Districts of Distinction: Self-sufficiency solves K12 problems
Today’s education leaders increasingly take it upon themselves to tackle the external challenges their students and teachers confront beyond school hours. These varied solutions also stretch back into classrooms to enhance instruction and increase achievement.
The 45 schools and systems recognized by this year’s District of Distinction program have created homegrown initiatives to support students’ social-emotional development, to provide powerful new opportunities for career-focused STEM learning and to improve the skills of educators.
Our most remote honoree (by far) serves students on Prince of Wales Island in southern Alaska, which can be reached only by boat or seaplane. Administrators in the Southeast Island School District connected learning with nutrition.
To get once-scarce and expensive fresh fruit to students, educators there built greenhouses—powered by wood boilers and fertilized by a fish farm—for students to manage.
More districts have also made mental health a high priority. Ocean City School District in New Jersey and Hamburg Central School District in New York, for example, have engaged their communities and implemented professional development to ensure adults know how to respond when students are struggling emotionally.

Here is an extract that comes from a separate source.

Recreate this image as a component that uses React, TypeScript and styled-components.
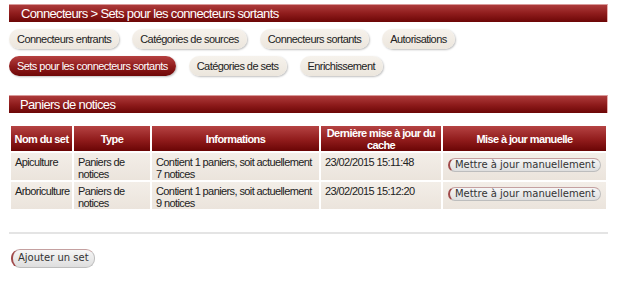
import React from "react";
import styled, { createGlobalStyle } from "styled-components";

const GlobalStyle = createGlobalStyle`
  body {
    margin: 0;
    background: #ffffff;
    font-family: "Liberation Sans", Arial, sans-serif;
  }
`;

const tabsRow1 = [
  "Connecteurs entrants",
  "Catégories de sources",
  "Connecteurs sortants",
  "Autorisations",
];
const tabsRow2 = [
  "Sets pour les connecteurs sortants",
  "Catégories de sets",
  "Enrichissement",
];

const rows = [
  {
    name: "Apiculture",
    type: "Paniers de notices",
    info: "Contient 1 paniers, soit actuellement 7 notices",
    date: "23/02/2015 15:11:48",
  },
  {
    name: "Arboriculture",
    type: "Paniers de notices",
    info: "Contient 1 paniers, soit actuellement 9 notices",
    date: "23/02/2015 15:12:20",
  },
];

const App = () => {
  return (
    <Page>
      <GlobalStyle />
      <TitleBar>Connecteurs &gt; Sets pour les connecteurs sortants</TitleBar>
      <Tabs>
        <TabRow>
          {tabsRow1.map((t) => (
            <Tab key={t}>{t}</Tab>
          ))}
        </TabRow>
        <TabRow>
          {tabsRow2.map((t, i) => (
            <Tab key={t} $active={i === 0}>
              {t}
            </Tab>
          ))}
        </TabRow>
      </Tabs>
      <SectionBar>Paniers de notices</SectionBar>
      <Table>
        <colgroup>
          <col style={{ width: 61 }} />
          <col style={{ width: 76 }} />
          <col style={{ width: 167 }} />
          <col style={{ width: 120 }} />
          <col />
        </colgroup>
        <thead>
          <tr>
            <Th>Nom du set</Th>
            <Th>Type</Th>
            <Th>Informations</Th>
            <Th>Dernière mise à jour du cache</Th>
            <Th>Mise à jour manuelle</Th>
          </tr>
        </thead>
        <tbody>
          {rows.map((r) => (
            <tr key={r.name}>
              <Td>{r.name}</Td>
              <Td>{r.type}</Td>
              <Td>{r.info}</Td>
              <Td>{r.date}</Td>
              <Td $center>
                <PillButton>Mettre à jour manuellement</PillButton>
              </Td>
            </tr>
          ))}
        </tbody>
      </Table>
      <Rule />
      <Footer>
        <PillButton $large>Ajouter un set</PillButton>
      </Footer>
    </Page>
  );
};

export default App;

const Page = styled.div`
  width: 599px;
  padding: 4px 0 0 9px;
`;

const TitleBar = styled.div`
  height: 17px;
  line-height: 17px;
  padding-left: 12px;
  color: #ffffff;
  font-size: 13px;
  letter-spacing: -0.65px;
  background: linear-gradient(to bottom, #ad3b3b 0%, #8f1c1c 50%, #6c0606 100%);
  border-right: 1px solid #e8b0b0;
  border-top: 1px solid #d99a9a;
`;

const Tabs = styled.div`
  display: flex;
  flex-direction: column;
  gap: 7px;
  margin-top: 7px;
`;

const TabRow = styled.div`
  display: flex;
  gap: 13px;
`;

const Tab = styled.div<{ $active?: boolean }>`
  height: 20px;
  line-height: 20px;
  padding: 0 8px;
  border-radius: 10px;
  font-size: 11px;
  letter-spacing: -0.55px;
  white-space: nowrap;
  color: ${(p) => (p.$active ? "#ffffff" : "#222222")};
  background: ${(p) =>
    p.$active
      ? "linear-gradient(to bottom, #b54040 0%, #8e1a1a 55%, #6e0707 100%)"
      : "linear-gradient(to bottom, #f6f2ec 0%, #ece6dd 100%)"};
  box-shadow: 1px 1px 2px rgba(0, 0, 0, 0.25);
`;

const SectionBar = styled(TitleBar)`
  margin-top: 19px;
  padding-left: 11px;
`;

const Table = styled.table`
  margin-top: 11px;
  width: 599px;
  border-collapse: separate;
  border-spacing: 2px;
  table-layout: fixed;
  font-size: 11px;
  letter-spacing: -0.6px;
`;

const Th = styled.th`
  height: 25px;
  padding: 0 2px;
  color: #ffffff;
  font-weight: bold;
  font-size: 11px;
  line-height: 12px;
  text-align: center;
  background: linear-gradient(to bottom, #b54343 0%, #911c1c 55%, #6a0505 100%);
`;

const Td = styled.td<{ $center?: boolean }>`
  height: 24px;
  padding: 3px 4px 0;
  vertical-align: top;
  color: #222222;
  line-height: 12px;
  text-align: ${(p) => (p.$center ? "center" : "left")};
  background: linear-gradient(to bottom, #f3eee8 0%, #ebe4dc 100%);
`;

const PillButton = styled.button<{ $large?: boolean }>`
  margin-top: ${(p) => (p.$large ? "0" : "2px")};
  height: ${(p) => (p.$large ? "19px" : "14px")};
  padding: 0 5px;
  border-radius: 9px;
  font-family: "DejaVu Sans", Verdana, sans-serif;
  font-size: 10px;
  letter-spacing: 0;
  line-height: 12px;
  color: #333333;
  background: linear-gradient(to bottom, #f6f6f6 0%, #dedede 100%);
  border: 1px solid #bdbdbd;
  border-left: 2px solid #a04a4a;
  border-top-color: #c4a0a0;
  white-space: nowrap;
`;

const Rule = styled.div`
  height: 2px;
  margin-top: 21px;
  background: #e4e4e4;
`;

const Footer = styled.div`
  padding: 13px 0 0 2px;
`;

Rural districts, meanwhile, continue to provide advanced science instruction far away from college campuses, major corporations and other urban resources. In Texas, educators at tiny Comstock ISD near the Mexico border have teamed students with archaeologists to digitally map a local cemetery and to document cave paintings.
These district solutions serve as models for other districts, and cover the K12 spectrum, from English language learners to dropout prevention to data-driven decision-making to water conservation.